Three months into the job, and it is already clear that Neil is different. When he claims not to have any interest in Sunderland’s history, hang-ups, achievements and let-downs, he really means it. Ask him about the tactical intricacies of how he set his side up to face Sheffield Wednesday, and he will give you chapter and verse. Ask him about the emotions of trying to end four long years of hurt in League One, and he will look at you as if you have come from another planet.

As a coach who sees his sole responsibility as the work that goes on at the training ground on a daily basis and the various elements that go into preparing for and managing on a matchday, Neil has been able to divorce himself from the hullaballoo that ordinarily goes hand in hand with leading Sunderland.

Take, for example, his response to a question about the intensity of the two-week build-up to next week’s play-off final.
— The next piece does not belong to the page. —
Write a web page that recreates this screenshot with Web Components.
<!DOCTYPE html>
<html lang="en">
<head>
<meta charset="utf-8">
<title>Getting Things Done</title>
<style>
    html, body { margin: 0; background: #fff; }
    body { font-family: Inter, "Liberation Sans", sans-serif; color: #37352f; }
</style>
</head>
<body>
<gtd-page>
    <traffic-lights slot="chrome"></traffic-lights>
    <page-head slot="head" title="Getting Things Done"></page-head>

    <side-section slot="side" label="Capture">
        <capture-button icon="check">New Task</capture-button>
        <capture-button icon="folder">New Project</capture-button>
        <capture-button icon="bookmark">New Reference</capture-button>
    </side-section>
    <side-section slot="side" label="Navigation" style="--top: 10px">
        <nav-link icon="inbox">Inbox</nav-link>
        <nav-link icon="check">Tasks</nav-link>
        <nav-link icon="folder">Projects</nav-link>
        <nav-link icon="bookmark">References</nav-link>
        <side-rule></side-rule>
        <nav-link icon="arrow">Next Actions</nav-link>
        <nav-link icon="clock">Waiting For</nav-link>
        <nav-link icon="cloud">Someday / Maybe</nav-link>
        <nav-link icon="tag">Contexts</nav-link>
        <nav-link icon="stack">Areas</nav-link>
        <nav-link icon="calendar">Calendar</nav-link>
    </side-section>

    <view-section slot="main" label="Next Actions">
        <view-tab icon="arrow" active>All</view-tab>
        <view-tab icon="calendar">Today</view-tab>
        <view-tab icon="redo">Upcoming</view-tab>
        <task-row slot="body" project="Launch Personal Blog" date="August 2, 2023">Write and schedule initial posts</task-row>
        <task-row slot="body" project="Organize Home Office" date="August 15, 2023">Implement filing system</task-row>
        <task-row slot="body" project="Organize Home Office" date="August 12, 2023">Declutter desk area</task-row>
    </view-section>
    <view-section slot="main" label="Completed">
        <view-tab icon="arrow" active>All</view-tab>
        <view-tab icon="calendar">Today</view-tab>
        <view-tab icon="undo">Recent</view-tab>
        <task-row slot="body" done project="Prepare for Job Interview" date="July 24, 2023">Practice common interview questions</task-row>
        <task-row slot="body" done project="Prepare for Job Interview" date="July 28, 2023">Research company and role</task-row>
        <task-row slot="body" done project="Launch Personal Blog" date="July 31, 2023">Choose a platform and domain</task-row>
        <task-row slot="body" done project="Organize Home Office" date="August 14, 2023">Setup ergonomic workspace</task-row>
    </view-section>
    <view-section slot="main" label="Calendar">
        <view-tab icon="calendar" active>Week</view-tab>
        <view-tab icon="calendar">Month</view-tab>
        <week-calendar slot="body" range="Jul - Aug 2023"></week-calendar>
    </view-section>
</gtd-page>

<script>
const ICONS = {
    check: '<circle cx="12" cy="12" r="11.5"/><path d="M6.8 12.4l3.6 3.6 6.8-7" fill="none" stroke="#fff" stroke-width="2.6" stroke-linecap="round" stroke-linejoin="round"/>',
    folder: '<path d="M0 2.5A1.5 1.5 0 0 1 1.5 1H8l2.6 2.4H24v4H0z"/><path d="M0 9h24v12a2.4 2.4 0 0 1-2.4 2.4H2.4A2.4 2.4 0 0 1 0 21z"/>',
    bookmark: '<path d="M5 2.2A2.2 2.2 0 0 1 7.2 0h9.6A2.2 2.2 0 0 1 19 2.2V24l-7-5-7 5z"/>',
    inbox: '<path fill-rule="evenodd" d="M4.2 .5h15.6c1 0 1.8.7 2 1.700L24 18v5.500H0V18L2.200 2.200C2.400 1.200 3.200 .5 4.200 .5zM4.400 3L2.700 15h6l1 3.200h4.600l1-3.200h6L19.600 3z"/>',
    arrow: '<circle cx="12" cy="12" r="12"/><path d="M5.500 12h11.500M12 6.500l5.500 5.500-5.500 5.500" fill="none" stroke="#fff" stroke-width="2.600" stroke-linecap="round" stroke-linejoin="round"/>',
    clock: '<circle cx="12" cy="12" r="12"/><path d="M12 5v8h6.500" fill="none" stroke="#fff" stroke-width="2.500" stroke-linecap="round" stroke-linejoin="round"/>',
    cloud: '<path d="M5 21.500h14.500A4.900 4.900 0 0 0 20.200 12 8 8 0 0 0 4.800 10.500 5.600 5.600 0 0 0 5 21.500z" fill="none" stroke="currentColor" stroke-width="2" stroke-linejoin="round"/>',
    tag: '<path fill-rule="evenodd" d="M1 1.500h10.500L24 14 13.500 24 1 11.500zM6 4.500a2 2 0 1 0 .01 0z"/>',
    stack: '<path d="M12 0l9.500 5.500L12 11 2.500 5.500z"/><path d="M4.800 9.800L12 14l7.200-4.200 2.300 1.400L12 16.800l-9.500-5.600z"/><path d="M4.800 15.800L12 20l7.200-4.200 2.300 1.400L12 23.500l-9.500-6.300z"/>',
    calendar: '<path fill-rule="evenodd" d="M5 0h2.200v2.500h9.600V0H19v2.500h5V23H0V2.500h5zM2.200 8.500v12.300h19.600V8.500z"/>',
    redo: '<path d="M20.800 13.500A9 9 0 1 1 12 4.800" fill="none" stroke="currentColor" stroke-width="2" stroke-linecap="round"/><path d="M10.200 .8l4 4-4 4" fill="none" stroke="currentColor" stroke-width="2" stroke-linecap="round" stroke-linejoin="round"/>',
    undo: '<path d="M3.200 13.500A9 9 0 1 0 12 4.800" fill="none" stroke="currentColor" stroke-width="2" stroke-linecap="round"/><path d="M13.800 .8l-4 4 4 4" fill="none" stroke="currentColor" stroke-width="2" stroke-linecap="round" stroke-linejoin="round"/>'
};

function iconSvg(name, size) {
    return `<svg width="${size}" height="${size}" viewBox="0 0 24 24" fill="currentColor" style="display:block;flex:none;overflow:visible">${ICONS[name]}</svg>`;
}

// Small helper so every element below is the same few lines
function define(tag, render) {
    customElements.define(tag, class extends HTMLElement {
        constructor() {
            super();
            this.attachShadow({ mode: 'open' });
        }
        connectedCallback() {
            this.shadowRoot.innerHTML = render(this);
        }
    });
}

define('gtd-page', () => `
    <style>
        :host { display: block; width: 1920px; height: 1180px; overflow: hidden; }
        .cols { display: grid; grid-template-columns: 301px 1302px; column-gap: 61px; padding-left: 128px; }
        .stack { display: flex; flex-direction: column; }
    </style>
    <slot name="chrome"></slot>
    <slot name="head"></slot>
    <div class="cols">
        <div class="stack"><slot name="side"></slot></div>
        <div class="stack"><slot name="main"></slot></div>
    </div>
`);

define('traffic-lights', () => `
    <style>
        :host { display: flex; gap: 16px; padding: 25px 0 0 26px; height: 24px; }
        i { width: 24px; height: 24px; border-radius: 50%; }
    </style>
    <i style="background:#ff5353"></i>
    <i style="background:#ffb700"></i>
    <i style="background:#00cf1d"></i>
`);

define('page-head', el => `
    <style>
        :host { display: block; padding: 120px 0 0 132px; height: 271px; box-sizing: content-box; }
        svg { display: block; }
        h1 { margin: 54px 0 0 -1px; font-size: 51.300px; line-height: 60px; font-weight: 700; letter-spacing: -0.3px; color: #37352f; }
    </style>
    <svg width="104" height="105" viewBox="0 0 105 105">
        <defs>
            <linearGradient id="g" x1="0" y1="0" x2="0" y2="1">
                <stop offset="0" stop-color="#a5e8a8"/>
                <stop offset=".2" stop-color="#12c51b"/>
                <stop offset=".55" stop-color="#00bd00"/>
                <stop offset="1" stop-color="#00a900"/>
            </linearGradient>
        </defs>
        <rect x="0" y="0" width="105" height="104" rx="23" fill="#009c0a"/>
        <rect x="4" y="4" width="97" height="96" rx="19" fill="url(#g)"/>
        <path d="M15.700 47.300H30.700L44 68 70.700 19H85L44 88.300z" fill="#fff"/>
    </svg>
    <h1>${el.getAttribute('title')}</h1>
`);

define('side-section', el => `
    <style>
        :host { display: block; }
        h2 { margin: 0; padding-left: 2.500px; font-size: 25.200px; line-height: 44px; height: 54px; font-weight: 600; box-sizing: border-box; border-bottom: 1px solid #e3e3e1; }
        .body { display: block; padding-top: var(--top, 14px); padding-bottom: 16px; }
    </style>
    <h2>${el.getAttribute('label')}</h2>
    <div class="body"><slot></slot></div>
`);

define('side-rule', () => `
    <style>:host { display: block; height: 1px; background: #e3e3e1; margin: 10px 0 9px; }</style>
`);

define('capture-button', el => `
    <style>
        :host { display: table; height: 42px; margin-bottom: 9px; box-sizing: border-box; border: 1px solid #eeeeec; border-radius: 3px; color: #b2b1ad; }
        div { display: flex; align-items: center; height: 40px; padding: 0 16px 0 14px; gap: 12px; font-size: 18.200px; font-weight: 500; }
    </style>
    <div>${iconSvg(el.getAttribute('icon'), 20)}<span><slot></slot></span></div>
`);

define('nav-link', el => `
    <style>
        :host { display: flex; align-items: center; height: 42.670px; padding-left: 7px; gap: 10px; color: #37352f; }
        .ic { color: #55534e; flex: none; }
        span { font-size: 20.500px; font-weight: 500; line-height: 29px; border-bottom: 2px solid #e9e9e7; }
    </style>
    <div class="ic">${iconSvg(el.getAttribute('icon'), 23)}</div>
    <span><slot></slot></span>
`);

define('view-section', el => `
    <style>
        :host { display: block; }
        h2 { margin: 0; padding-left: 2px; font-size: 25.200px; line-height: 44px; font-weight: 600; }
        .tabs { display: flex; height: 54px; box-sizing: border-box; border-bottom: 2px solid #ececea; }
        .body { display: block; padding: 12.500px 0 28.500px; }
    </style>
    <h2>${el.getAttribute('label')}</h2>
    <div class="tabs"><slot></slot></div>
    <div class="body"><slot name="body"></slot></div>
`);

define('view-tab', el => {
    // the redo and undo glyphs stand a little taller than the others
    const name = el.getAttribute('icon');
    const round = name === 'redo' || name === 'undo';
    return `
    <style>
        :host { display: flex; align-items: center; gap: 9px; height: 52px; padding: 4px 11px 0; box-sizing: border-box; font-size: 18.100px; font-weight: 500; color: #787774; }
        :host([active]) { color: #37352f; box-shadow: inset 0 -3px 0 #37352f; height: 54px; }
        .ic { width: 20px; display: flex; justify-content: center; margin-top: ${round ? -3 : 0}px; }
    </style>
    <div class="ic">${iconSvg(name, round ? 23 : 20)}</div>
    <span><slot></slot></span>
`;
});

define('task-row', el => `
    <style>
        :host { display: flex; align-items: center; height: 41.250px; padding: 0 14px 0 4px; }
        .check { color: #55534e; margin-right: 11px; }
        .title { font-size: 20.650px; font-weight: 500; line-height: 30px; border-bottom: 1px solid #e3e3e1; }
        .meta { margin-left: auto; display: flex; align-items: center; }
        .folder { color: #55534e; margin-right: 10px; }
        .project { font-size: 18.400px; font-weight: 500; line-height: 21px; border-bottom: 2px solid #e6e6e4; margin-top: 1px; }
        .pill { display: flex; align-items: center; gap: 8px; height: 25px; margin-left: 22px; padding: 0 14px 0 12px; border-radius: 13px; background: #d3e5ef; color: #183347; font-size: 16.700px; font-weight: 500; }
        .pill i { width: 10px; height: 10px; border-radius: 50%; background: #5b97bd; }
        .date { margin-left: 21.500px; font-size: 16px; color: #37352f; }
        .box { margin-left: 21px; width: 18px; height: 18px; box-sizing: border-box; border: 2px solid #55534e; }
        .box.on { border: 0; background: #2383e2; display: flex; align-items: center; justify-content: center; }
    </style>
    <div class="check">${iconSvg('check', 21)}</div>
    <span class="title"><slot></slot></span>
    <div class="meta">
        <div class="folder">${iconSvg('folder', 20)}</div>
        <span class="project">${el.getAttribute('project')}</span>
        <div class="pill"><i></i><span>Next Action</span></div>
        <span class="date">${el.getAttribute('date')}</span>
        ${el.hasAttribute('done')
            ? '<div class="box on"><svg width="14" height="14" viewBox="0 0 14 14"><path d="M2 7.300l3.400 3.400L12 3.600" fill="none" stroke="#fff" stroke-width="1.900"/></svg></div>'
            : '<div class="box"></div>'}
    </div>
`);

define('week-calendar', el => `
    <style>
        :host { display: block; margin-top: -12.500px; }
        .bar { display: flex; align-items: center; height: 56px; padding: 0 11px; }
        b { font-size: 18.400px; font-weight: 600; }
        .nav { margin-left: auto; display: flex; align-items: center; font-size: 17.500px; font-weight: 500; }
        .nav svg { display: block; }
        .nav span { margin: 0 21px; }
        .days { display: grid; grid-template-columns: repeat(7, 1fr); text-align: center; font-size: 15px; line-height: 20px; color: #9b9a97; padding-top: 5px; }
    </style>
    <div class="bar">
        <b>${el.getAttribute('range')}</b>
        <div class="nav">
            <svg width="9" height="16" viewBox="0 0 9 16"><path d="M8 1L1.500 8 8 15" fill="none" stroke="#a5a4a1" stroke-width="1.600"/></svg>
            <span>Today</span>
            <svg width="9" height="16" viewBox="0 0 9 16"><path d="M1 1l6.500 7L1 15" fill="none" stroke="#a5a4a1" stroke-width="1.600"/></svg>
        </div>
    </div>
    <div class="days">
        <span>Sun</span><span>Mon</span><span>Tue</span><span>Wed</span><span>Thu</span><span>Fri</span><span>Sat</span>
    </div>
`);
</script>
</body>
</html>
Would he have to do anything differently? “All the things that go on in the background are lost on me,” he said. “Because I don’t see any of it.

“I literally go from my house to the training ground, I interact with about ten or 15 members of staff and my team, and then I go home again. Then I do it the next day. Then I keep doing it, and I go to games and try to win games, and then I do the same again. So, for me, all the stuff that comes with it is just a sideshow.”

From the throats of other managers, that might sound like a deflection tactic. When it comes to Neil, it is his modus operandi.

It is also the thing that might just tilt the balance in Sunderland’s favour as they return to Wembley in eight days’ time looking to claim a first play-off triumph at the seventh time of asking.

In the past, the weight of history has proved too strong to cast off, and whether they admit it or not, plenty of supporters will be heading down Wembley Way thinking, ‘Here we go again’.

Neil won’t – and you’d like to think he’ll be making sure his players won’t either. To Neil, Sunderland’s six previous play-off disappointments are about as relevant to this season’s final as the price of a pint in Covent Garden.

Whereas other managers have felt the need to at least acknowledge Sunderland’s historical record, Neil regards it as a complete irrelevance. Coach the players, pick the team, win the game. Then pick up the trophy and start to plan for next season.